# [Data section]
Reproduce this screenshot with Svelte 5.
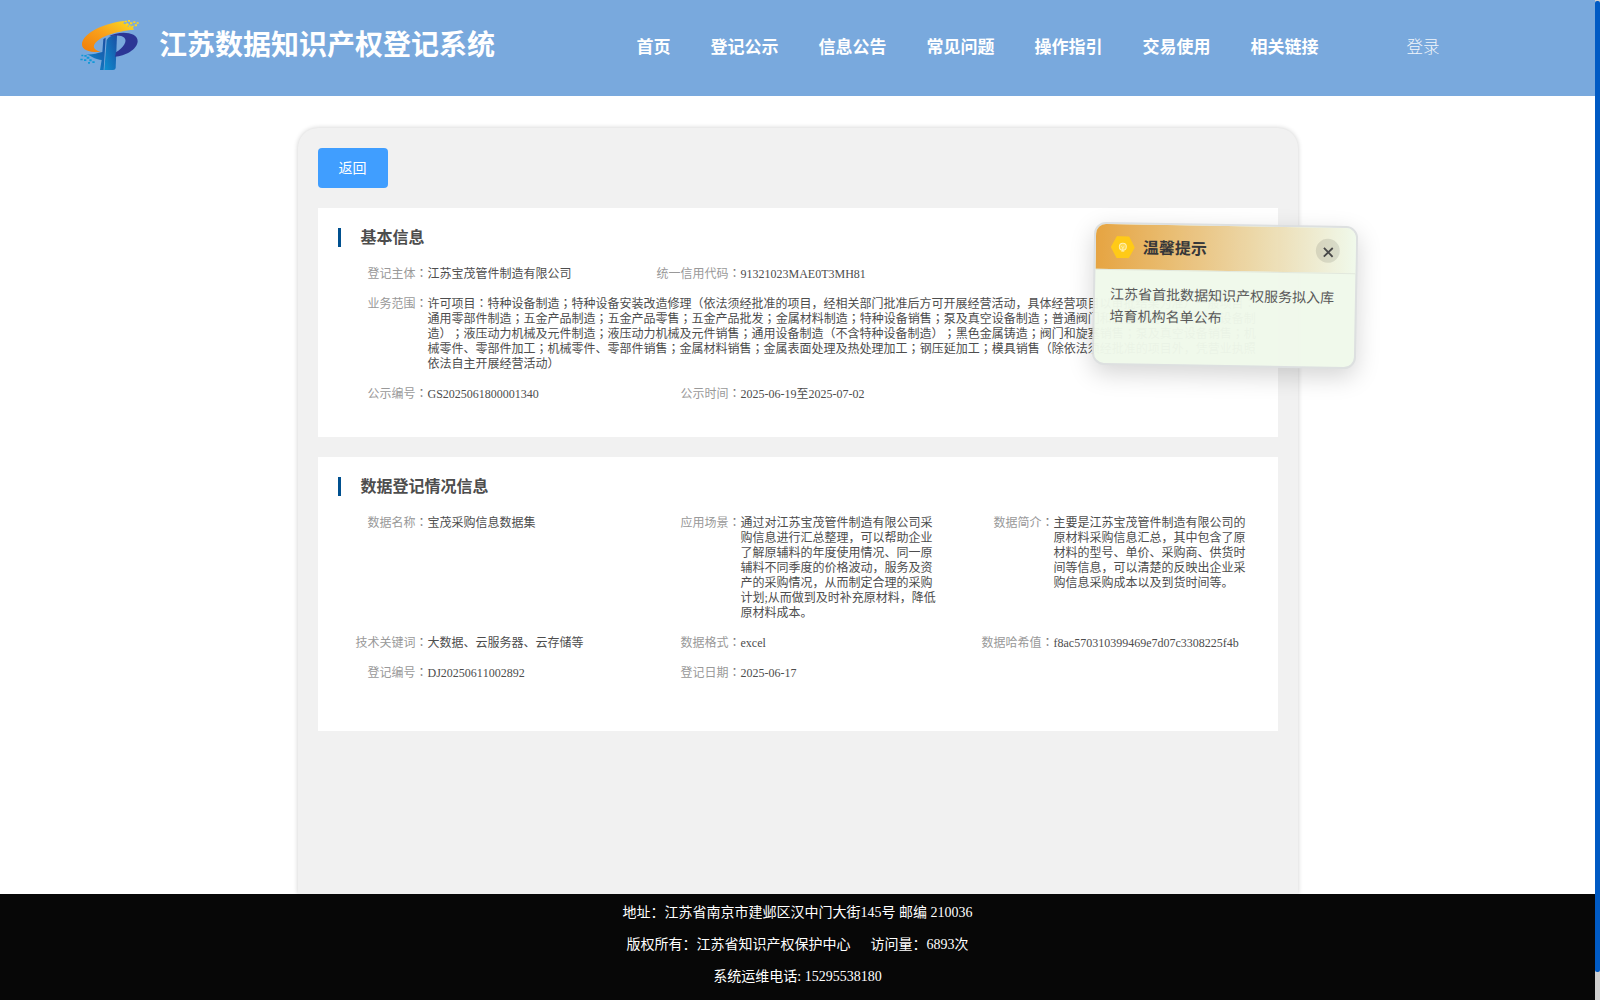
<script>
  const nav = ['首页', '登记公示', '信息公告', '常见问题', '操作指引', '交易使用', '相关链接'];

  // Splits a line so that full-width colons and semicolons can be set centred.
  const pieces = (line) => line.split(/([：；])/).filter(Boolean);

  const sections = [
    {
      title: '基本信息',
      size: 'short',
      fields: [
        { label: '登记主体', lines: ['江苏宝茂管件制造有限公司'] },
        { label: '统一信用代码', lines: ['91321023MAE0T3MH81'] },
        {
          label: '业务范围',
          wide: true,
          lines: [
            '许可项目：特种设备制造；特种设备安装改造修理（依法须经批准的项目，经相关部门批准后方可开展经营活动，具体经营项目以审批结果为准）一般项目：',
            '通用零部件制造；五金产品制造；五金产品零售；五金产品批发；金属材料制造；特种设备销售；泵及真空设备制造；普通阀门和旋塞制造（不含特种设备制',
            '造）；液压动力机械及元件制造；液压动力机械及元件销售；通用设备制造（不含特种设备制造）；黑色金属铸造；阀门和旋塞销售；泵及真空设备销售；机',
            '械零件、零部件加工；机械零件、零部件销售；金属材料销售；金属表面处理及热处理加工；钢压延加工；模具销售（除依法须经批准的项目外，凭营业执照',
            '依法自主开展经营活动）'
          ]
        },
        { label: '公示编号', lines: ['GS2025061800001340'] },
        { label: '公示时间', lines: ['2025-06-19至2025-07-02'] }
      ]
    },
    {
      title: '数据登记情况信息',
      size: 'tall',
      fields: [
        { label: '数据名称', lines: ['宝茂采购信息数据集'] },
        {
          label: '应用场景',
          lines: [
            '通过对江苏宝茂管件制造有限公司采',
            '购信息进行汇总整理，可以帮助企业',
            '了解原辅料的年度使用情况、同一原',
            '辅料不同季度的价格波动，服务及资',
            '产的采购情况，从而制定合理的采购',
            '计划;从而做到及时补充原材料，降低',
            '原材料成本。'
          ]
        },
        {
          label: '数据简介',
          lines: [
            '主要是江苏宝茂管件制造有限公司的',
            '原材料采购信息汇总，其中包含了原',
            '材料的型号、单价、采购商、供货时',
            '间等信息，可以清楚的反映出企业采',
            '购信息采购成本以及到货时间等。'
          ]
        },
        { label: '技术关键词', lines: ['大数据、云服务器、云存储等'] },
        { label: '数据格式', lines: ['excel'] },
        { label: '数据哈希值', lines: ['f8ac570310399469e7d07c3308225f4b'] },
        { label: '登记编号', lines: ['DJ20250611002892'] },
        { label: '登记日期', lines: ['2025-06-17'] }
      ]
    }
  ];
</script>

<div class="screen">
  <div class="page">
    <header>
      <svg class="logo" viewBox="0 0 240 210" aria-hidden="true">
        <defs>
          <linearGradient id="gold" x1="0" y1="1" x2="1" y2="0">
            <stop offset="0" stop-color="#f07c08" />
            <stop offset="0.5" stop-color="#f9a01b" />
            <stop offset="1" stop-color="#fbdc20" />
          </linearGradient>
          <linearGradient id="stem" x1="0" y1="1" x2="1" y2="0">
            <stop offset="0" stop-color="#0d8fd0" />
            <stop offset="1" stop-color="#1b4ea3" />
          </linearGradient>
        </defs>
        <path fill="url(#gold)" d="M164 33C115 36 35 67 36 104C37 120 60 128 92 126C76 121 67 113 74 102C88 80 135 64 192 59L188 51L172 50L178 43L160 41Z" />
        <path fill="#fbd51f" d="M164 32h7v5h-7zM174 30h6v5h-6zM168 40h7v5h-7zM180 37h7v6h-7zM190 34h6v5h-6zM184 47h7v5h-7zM194 43h7v6h-7zM200 37h6v4h-6zM176 46h6v5h-6z" />
        <path fill="url(#stem)" d="M100 87L107 83L101 180H90L95 150C78 149 68 142 57 136L48 133C66 134 82 130 97 126Z" />
        <path fill="#1199d8" d="M34 134h6v5h-6zM43 135h7v5h-7zM50 140h8v6h-8zM31 146h7v5h-7zM42 148h7v5h-7zM58 148h7v6h-7zM67 154h7v5h-7zM54 156h6v5h-6z" />
        <path fill="url(#stem)" d="M110 90C116 80 126 76 141 75L137 174Q136 180 129 180H103Z" />
        <path fill="#2c3695" d="M117 79C145 62 204 64 203 94C202 119 164 139 135 140L138 127C161 111 173 94 163 83C155 75 137 75 117 79Z" />
      </svg>
      <h1>江苏数据知识产权登记系统</h1>
      <nav>
        {#each nav as item}<a href="#top">{item}</a>{/each}
      </nav>
      <a class="login" href="#login">登录</a>
    </header>

    <main>
      <button class="back">返回</button>
      {#each sections as section}
        <section class={section.size}>
          <h2>{section.title}</h2>
          <div class="fields">
            {#each section.fields as field}
              <div class="field" class:wide={field.wide}>
                <div class="label">{field.label}<span class="mid">：</span></div>
                <div class="value">
                  {#each field.lines as line}
                    <div>{#each pieces(line) as part}{#if part === '：' || part === '；'}<span class="mid">{part}</span>{:else}{part}{/if}{/each}</div>
                  {/each}
                </div>
              </div>
            {/each}
          </div>
        </section>
      {/each}
    </main>

    <footer>
      <p>地址：江苏省南京市建邺区汉中门大街145号 邮编 210036</p>
      <p>版权所有：江苏省知识产权保护中心<span class="visits">访问量：6893次</span></p>
      <p>系统运维电话: 15295538180</p>
    </footer>
  </div>
  <div class="scroll"><div class="thumb"></div></div>

  <aside>
    <div class="tip-head">
      <svg class="hex" viewBox="0 0 24 22" aria-hidden="true">
        <path fill="#ffc910" d="M6 0H18L24 11L18 22H6L0 11Z" />
        <circle cx="12" cy="10.5" r="3.5" fill="#ffd84a" stroke="#fff0b0" />
        <path d="M10.5 10l1.5 1.5 1.5-1.5M12 11.5v3M10.5 15h3" fill="none" stroke="#fff3c0" stroke-width=".8" />
      </svg>
      <strong>温馨提示</strong>
      <button class="close" aria-label="关闭">
        <svg viewBox="0 0 12 12" aria-hidden="true"><path d="M1.2 1.2L10.8 10.8M10.8 1.2L1.2 10.8" /></svg>
      </button>
    </div>
    <div class="tip-body">江苏省首批数据知识产权服务拟入库<br />培育机构名单公布</div>
  </aside>
</div>

<style>
  :global(body) {
    overflow: hidden;
  }
  .screen {
    position: relative;
    display: flex;
    width: 1600px;
    height: 1000px;
    overflow: hidden;
    background: #fff;
    font-family: 'Liberation Serif', 'Noto Sans CJK SC', serif;
    text-spacing-trim: space-all;
    font-kerning: none;
  }
  .page {
    display: flex;
    flex-direction: column;
    width: 1595px;
    height: 1000px;
  }
  header {
    display: flex;
    flex: none;
    height: 96px;
    background: #79a9dd;
    color: #fff;
  }
  .logo {
    width: 80px;
    height: 70px;
    margin: 10px 0 0 70px;
  }
  h1 {
    margin: 0 0 0 9px;
    width: 477.5px;
    font-size: 28px;
    line-height: 91px;
    font-weight: 700;
    white-space: nowrap;
  }
  nav {
    display: flex;
    gap: 40px;
  }
  a {
    color: #fff;
    text-decoration: none;
    font-size: 17px;
    line-height: 95px;
    font-weight: 700;
    white-space: nowrap;
  }
  .login {
    margin-left: 88px;
    font-size: 16.5px;
    font-weight: 300;
    opacity: 0.9;
  }
  main {
    box-sizing: border-box;
    flex: 1;
    min-height: 0;
    width: 1000px;
    margin: 32px auto 0;
    padding: 20px;
    border-radius: 20px 20px 0 0;
    background: #f1f1f1;
    box-shadow: 0 0 5px rgba(0, 0, 0, 0.2);
  }
  .back {
    display: block;
    width: 70px;
    height: 40px;
    padding: 0 0 2px;
    border: 0;
    border-radius: 4px;
    background: #409eff;
    color: #fff;
    font: 14px 'Noto Sans CJK SC', sans-serif;
  }
  section {
    box-sizing: border-box;
    margin-top: 20px;
    padding: 20px 0 0 20px;
    background: #fff;
  }
  .short {
    height: 229px;
  }
  .tall {
    height: 274px;
  }
  h2 {
    margin: 0;
    padding-left: 20px;
    border-left: 3px solid #00508f;
    color: #4d4d4d;
    font-size: 16px;
    line-height: 19px;
    font-weight: 700;
  }
  .fields {
    display: grid;
    grid-template-columns: repeat(3, 313px);
    row-gap: 15px;
    margin-top: 20px;
    color: #4d4d4d;
    font-size: 12px;
    line-height: 15px;
  }
  .field {
    display: flex;
  }
  .wide {
    grid-column: 1 / -1;
  }
  .label {
    flex: none;
    width: 90px;
    text-align: right;
    color: #999;
  }
  .mid {
    font-family: 'Noto Sans CJK JP', sans-serif;
    line-height: 0;
  }
  .label .mid {
    color: #777;
  }
  .value div,
  .label {
    height: 15px;
    white-space: nowrap;
  }
  footer {
    box-sizing: border-box;
    flex: none;
    height: 106px;
    padding-top: 3px;
    background: #070707;
    color: #fff;
    font-size: 14px;
    text-align: center;
  }
  p {
    margin: 0;
    height: 32px;
    line-height: 32px;
  }
  .visits {
    margin-left: 20px;
  }
  .scroll {
    width: 5px;
    background: #cfcfcf;
  }
  .thumb {
    height: 971px;
    margin-top: 1px;
    border-radius: 2px;
    background: #005ac4;
  }
  aside {
    position: absolute;
    left: 1093px;
    top: 223.5px;
    box-sizing: border-box;
    width: 264px;
    height: 143px;
    overflow: hidden;
    border: 2px solid #dcdfe0;
    border-radius: 12px;
    background: #f0f9eb;
    box-shadow: 0 8px 25px rgba(0, 0, 0, 0.17);
    opacity: 0.97;
    transform: rotate(1deg);
  }
  .tip-head {
    display: flex;
    align-items: center;
    box-sizing: border-box;
    height: 46px;
    padding: 0 16px 0 15px;
    border-bottom: 1px solid #e2e8dc;
    background: linear-gradient(90deg, #e6a23c, #f0f9eb);
  }
  .hex {
    width: 24px;
    height: 22px;
  }
  strong {
    flex: 1;
    margin-left: 8px;
    padding-top: 2px;
    color: #303133;
    font-size: 16px;
    line-height: 24px;
  }
  .close {
    display: flex;
    align-items: center;
    justify-content: center;
    width: 24px;
    height: 24px;
    padding: 0;
    border: 0;
    border-radius: 50%;
    background: rgba(0, 0, 0, 0.1);
  }
  .close svg {
    width: 11px;
    height: 11px;
    margin-top: 3px;
  }
  .close path {
    fill: none;
    stroke: #444;
    stroke-width: 2;
  }
  .tip-body {
    padding: 14px 0 0 15px;
    color: #555;
    font-size: 14px;
    line-height: 22px;
    white-space: nowrap;
  }
</style>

# [Task to carry out]
Begin at the first line of the data above and repeat each line exactly, stopping after the line containing "const pieces = (line)". Omit the pictures.

# [Problem solution]
Reproduce this screenshot with Svelte 5.
<script>
  const nav = ['首页', '登记公示', '信息公告', '常见问题', '操作指引', '交易使用', '相关链接'];

  // Splits a line so that full-width colons and semicolons can be set centred.
  const pieces = (line) => line.split(/([：；])/).filter(Boolean);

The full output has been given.